Strawalde zum 90. Geburtstag: Der sensible Skeptiker

Als Filmemacher heißt er Jürgen Böttcher und erhielt viele Preise. Auch als Künstler unter dem Namen Strawalde. Ein Geburtstagsgruß zum 90..

Vor zwanzig Jahren, zu seinem 70., gratulierte ihm der damalige Bundeskanzler. Erstaunlich, denn Strawalde alias Jürgen Böttcher ist längst nicht so bekannt wie etwa der Maler A. R. Penck, den Strawalde einst unterrichtet hat. Vielleicht gründet seine überaus sympathische Anonymität in der Zersplitterung seines Lebens in mindestens zwei, eher aber vier Bestandteile, die auf den ersten Blick wenig gemeinsam haben.
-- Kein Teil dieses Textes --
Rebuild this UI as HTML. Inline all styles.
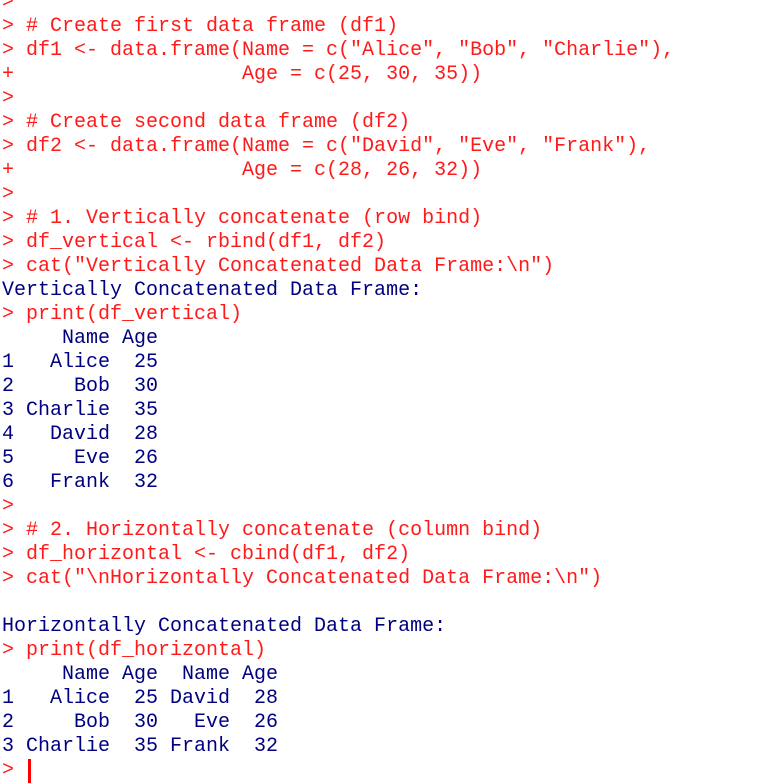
<!DOCTYPE html>
<html><head><style>
html,body{margin:0;padding:0;background:#fff;width:773px;height:781px;overflow:hidden}
pre{margin:0;position:absolute;left:2px;top:-9px;font-family:"Liberation Mono",monospace;font-size:20px;line-height:24px;color:#000080;letter-spacing:0}
.r{color:#ff1a1a}
.c{display:inline-block;width:3px;height:24px;background:#ff0000;vertical-align:top;margin-left:2px}
</style></head><body>
<pre><span class="r">&gt;
&gt; # Create first data frame (df1)
&gt; df1 &lt;- data.frame(Name = c("Alice", "Bob", "Charlie"),
+                   Age = c(25, 30, 35))
&gt;
&gt; # Create second data frame (df2)
&gt; df2 &lt;- data.frame(Name = c("David", "Eve", "Frank"),
+                   Age = c(28, 26, 32))
&gt;
&gt; # 1. Vertically concatenate (row bind)
&gt; df_vertical &lt;- rbind(df1, df2)
&gt; cat("Vertically Concatenated Data Frame:\n")</span>
Vertically Concatenated Data Frame:
<span class="r">&gt; print(df_vertical)</span>
     Name Age
1   Alice  25
2     Bob  30
3 Charlie  35
4   David  28
5     Eve  26
6   Frank  32
<span class="r">&gt;
&gt; # 2. Horizontally concatenate (column bind)
&gt; df_horizontal &lt;- cbind(df1, df2)
&gt; cat("\nHorizontally Concatenated Data Frame:\n")</span>

Horizontally Concatenated Data Frame:
<span class="r">&gt; print(df_horizontal)</span>
     Name Age  Name Age
1   Alice  25 David  28
2     Bob  30   Eve  26
3 Charlie  35 Frank  32
<span class="r">&gt; </span><span class="c"></span></pre>
</body></html>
Strawalde, der heute in Berlin lebt und hier seinen 90. Geburtstag feiert, kommt im Sächsischen auf die Welt und studiert bis 1953 an der Dresdner Kunstakademie. Eine Weile ist er als freier Künstler tätig, lehrt auch selbst. Dann folgen ein Regiestudium und die lange Arbeit als Dokumentarfilmer mit Anstellung beim volkseigenen Filmunternehmen Defa. Was keinesfalls heißt, dass Böttchers Arbeit sakrosant war.

Im Gegenteil: Gleich seine ersten Filme wie „Drei von vielen“ (1961), eine Hommage an die künstlerisch tätigen Arbeiterfreunde Peter Herrmann, Peter Graf und Peter Makolies, wird verboten – zuviel Freiheitsliebe, zu antidogmatisch. Er dauert 27 Jahre, bis man ihn auf dem Internationalen Filmfest in Edinburgh sehen kann.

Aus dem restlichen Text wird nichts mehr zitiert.